3D calibration of microsphere position in optical tweezers using the back-focal-plane interferometry method

Abstract

This paper presents a method to directly calibrate the position of a trapped micro-sphere in optical tweezers utilizing its interference pattern formed at the back focal plane (BFP). Through finite difference time domain (FDTD) and scalar diffraction theorem, the scattering field complex amplitude of the near and far fields can be simulated after interference between the trapped sphere and focus Gaussian beam. The position of the trapped sphere can be recovered and calibrated based on a back focal plane interferometry (BFPI) algorithm.
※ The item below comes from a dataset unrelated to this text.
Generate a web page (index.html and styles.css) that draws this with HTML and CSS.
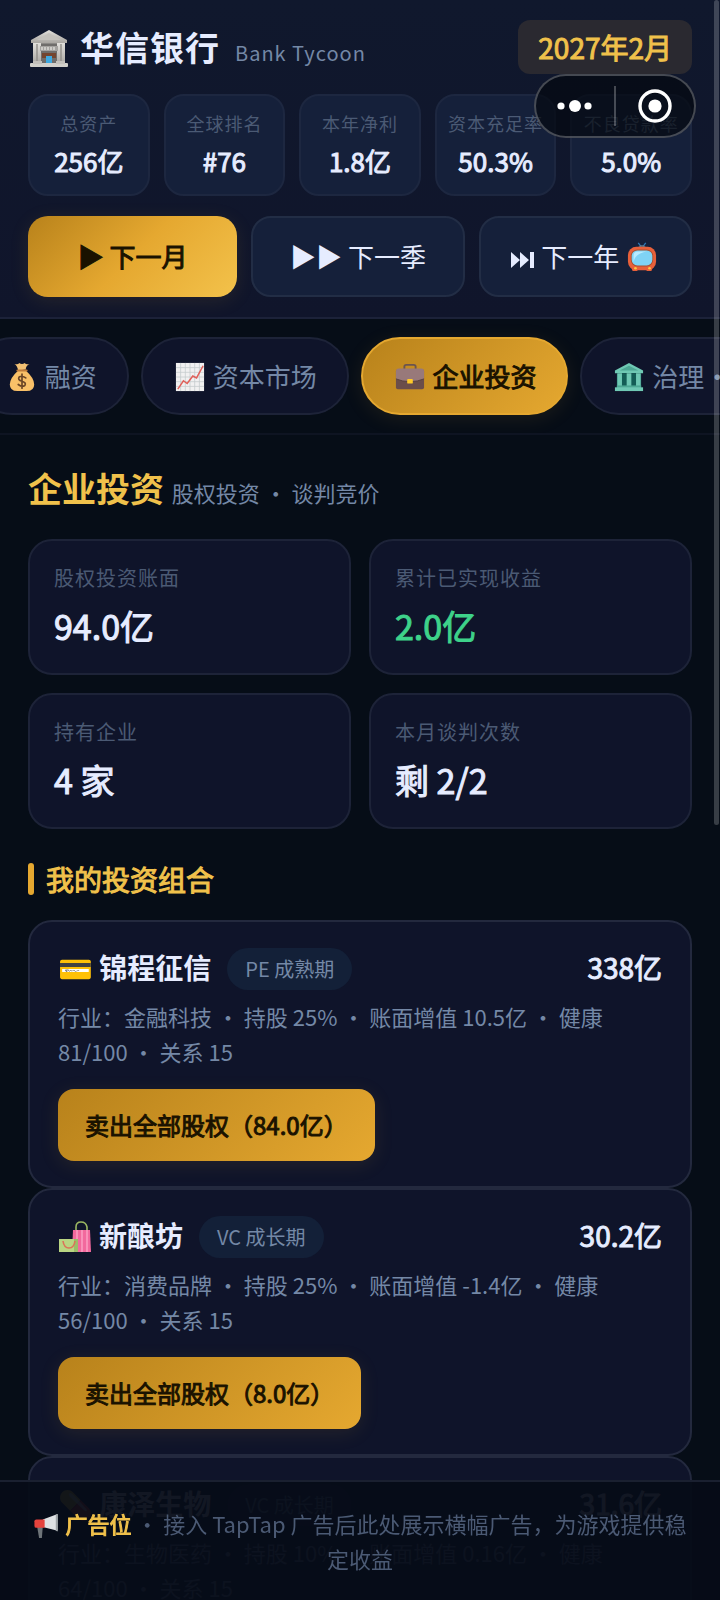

Theoretical results demonstrate that optical tweezers with a larger numerical aperture (NA) Gaussian beam will yield a better detection sensitivity but with a smaller linear range. These results were experimentally validated by trapping a microsphere in a single beam optical tweezer. We used an extra focused laser to manipulate the trapped sphere and then compared its position in the images and that obtained using the BFP method. The interference pattern from simulation and experiments showed good agreement, implying that the calibration factor can be deduced from simulation and requires no intermediate calculation process. These results provide a pathway to obtain the calibration factor, enable a faster and direct measurement of the sphere position, and show possibilities for adjusting the crosstalk and nonlinearity inside an optical trap.